■ Your instructions
Give a verbatim copy of the lines below, minus the pictures.

■ Supplied information
-- Start --

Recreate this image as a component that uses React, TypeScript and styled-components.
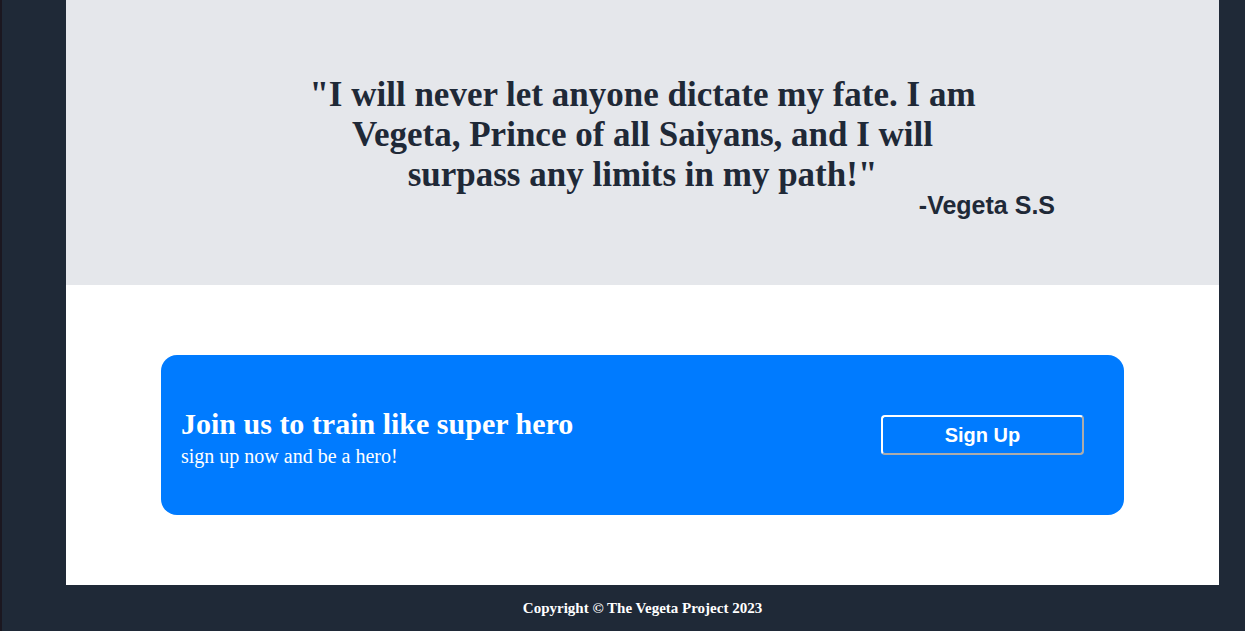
import React from "react";
import styled, { createGlobalStyle } from "styled-components";

const Global = createGlobalStyle`
  html, body { margin: 0; padding: 0; background: #1f2937; }
  body { font-family: "Liberation Serif", "Times New Roman", serif; }
`;

const Page = styled.div`
  min-height: 631px;
  background: #1f2937;
  border-left: 2px solid #1b1720;
  padding: 0 26px 0 64px;
  display: flex;
  flex-direction: column;
`;

const Main = styled.main`
  display: flex;
  flex-direction: column;
`;

const QuoteSection = styled.section`
  background: #e5e7eb;
  height: 285px;
  box-sizing: border-box;
  padding-top: 75px;
  display: flex;
  justify-content: center;
`;

const QuoteBox = styled.div`
  width: 825px;
  display: flex;
  flex-direction: column;
`;

const QuoteText = styled.p`
  margin: 0 auto;
  max-width: 672px;
  text-align: center;
  font-family: "Liberation Serif", "Times New Roman", serif;
  font-weight: 700;
  font-size: 35px;
  line-height: 40px;
  color: #1f2937;
`;

const Author = styled.p`
  margin: -6px 0 0;
  text-align: right;
  font-family: "Liberation Sans", Arial, sans-serif;
  font-weight: 700;
  font-size: 25px;
  line-height: 32px;
  color: #1f2937;
`;

const CtaSection = styled.section`
  background: #ffffff;
  padding: 70px 95px;
`;

const Card = styled.div`
  background: #007bff;
  border-radius: 16px;
  height: 160px;
  box-sizing: border-box;
  padding: 0 40px 0 20px;
  display: flex;
  align-items: center;
  justify-content: space-between;
  color: #ffffff;
`;

const CardText = styled.div`
  display: flex;
  flex-direction: column;
  padding-top: 6px;
`;

const CardTitle = styled.h2`
  margin: 0;
  font-family: "Liberation Serif", "Times New Roman", serif;
  font-weight: 700;
  font-size: 30px;
  line-height: 32px;
`;

const CardSub = styled.p`
  margin: 4px 0 0;
  font-family: "Liberation Serif", "Times New Roman", serif;
  font-size: 20px;
  line-height: 24px;
`;

const SignUp = styled.button`
  width: 203px;
  height: 40px;
  background: transparent;
  border: 2px outset #ffffff;
  border-radius: 4px;
  color: #ffffff;
  font-family: "Liberation Sans", Arial, sans-serif;
  font-weight: 700;
  font-size: 20px;
  cursor: pointer;
`;

const Footer = styled.footer`
  height: 46px;
  display: flex;
  align-items: center;
  justify-content: center;
  color: #ffffff;
  font-family: "Liberation Serif", "Times New Roman", serif;
  font-weight: 700;
  font-size: 15px;
`;

export default function App() {
  return (
    <>
      <Global />
      <Page>
        <Main>
          <QuoteSection>
            <QuoteBox>
              <QuoteText>
                "I will never let anyone dictate my fate. I am Vegeta, Prince of all Saiyans, and I will surpass any limits in my path!"
              </QuoteText>
              <Author>-Vegeta S.S</Author>
            </QuoteBox>
          </QuoteSection>
          <CtaSection>
            <Card>
              <CardText>
                <CardTitle>Join us to train like super hero</CardTitle>
                <CardSub>sign up now and be a hero!</CardSub>
              </CardText>
              <SignUp>Sign Up</SignUp>
            </Card>
          </CtaSection>
        </Main>
        <Footer>Copyright © The Vegeta Project 2023</Footer>
      </Page>
    </>
  );
}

-- End --

■ Solution for this exercise
Recreate this image as a component that uses React, TypeScript and styled-components.
import React from "react";
import styled, { createGlobalStyle } from "styled-components";

const Global = createGlobalStyle`
  html, body { margin: 0; padding: 0; background: #1f2937; }
  body { font-family: "Liberation Serif", "Times New Roman", serif; }
`;

const Page = styled.div`
  min-height: 631px;
  background: #1f2937;
  border-left: 2px solid #1b1720;
  padding: 0 26px 0 64px;
  display: flex;
  flex-direction: column;
`;

const Main = styled.main`
  display: flex;
  flex-direction: column;
`;

const QuoteSection = styled.section`
  background: #e5e7eb;
  height: 285px;
  box-sizing: border-box;
  padding-top: 75px;
  display: flex;
  justify-content: center;
`;

const QuoteBox = styled.div`
  width: 825px;
  display: flex;
  flex-direction: column;
`;

const QuoteText = styled.p`
  margin: 0 auto;
  max-width: 672px;
  text-align: center;
  font-family: "Liberation Serif", "Times New Roman", serif;
  font-weight: 700;
  font-size: 35px;
  line-height: 40px;
  color: #1f2937;
`;

const Author = styled.p`
  margin: -6px 0 0;
  text-align: right;
  font-family: "Liberation Sans", Arial, sans-serif;
  font-weight: 700;
  font-size: 25px;
  line-height: 32px;
  color: #1f2937;
`;

const CtaSection = styled.section`
  background: #ffffff;
  padding: 70px 95px;
`;

const Card = styled.div`
  background: #007bff;
  border-radius: 16px;
  height: 160px;
  box-sizing: border-box;
  padding: 0 40px 0 20px;
  display: flex;
  align-items: center;
  justify-content: space-between;
  color: #ffffff;
`;

const CardText = styled.div`
  display: flex;
  flex-direction: column;
  padding-top: 6px;
`;

const CardTitle = styled.h2`
  margin: 0;
  font-family: "Liberation Serif", "Times New Roman", serif;
  font-weight: 700;
  font-size: 30px;
  line-height: 32px;
`;

const CardSub = styled.p`
  margin: 4px 0 0;
  font-family: "Liberation Serif", "Times New Roman", serif;
  font-size: 20px;
  line-height: 24px;
`;

const SignUp = styled.button`
  width: 203px;
  height: 40px;
  background: transparent;
  border: 2px outset #ffffff;
  border-radius: 4px;
  color: #ffffff;
  font-family: "Liberation Sans", Arial, sans-serif;
  font-weight: 700;
  font-size: 20px;
  cursor: pointer;
`;

const Footer = styled.footer`
  height: 46px;
  display: flex;
  align-items: center;
  justify-content: center;
  color: #ffffff;
  font-family: "Liberation Serif", "Times New Roman", serif;
  font-weight: 700;
  font-size: 15px;
`;

export default function App() {
  return (
    <>
      <Global />
      <Page>
        <Main>
          <QuoteSection>
            <QuoteBox>
              <QuoteText>
                "I will never let anyone dictate my fate. I am Vegeta, Prince of all Saiyans, and I will surpass any limits in my path!"
              </QuoteText>
              <Author>-Vegeta S.S</Author>
            </QuoteBox>
          </QuoteSection>
          <CtaSection>
            <Card>
              <CardText>
                <CardTitle>Join us to train like super hero</CardTitle>
                <CardSub>sign up now and be a hero!</CardSub>
              </CardText>
              <SignUp>Sign Up</SignUp>
            </Card>
          </CtaSection>
        </Main>
        <Footer>Copyright © The Vegeta Project 2023</Footer>
      </Page>
    </>
  );
}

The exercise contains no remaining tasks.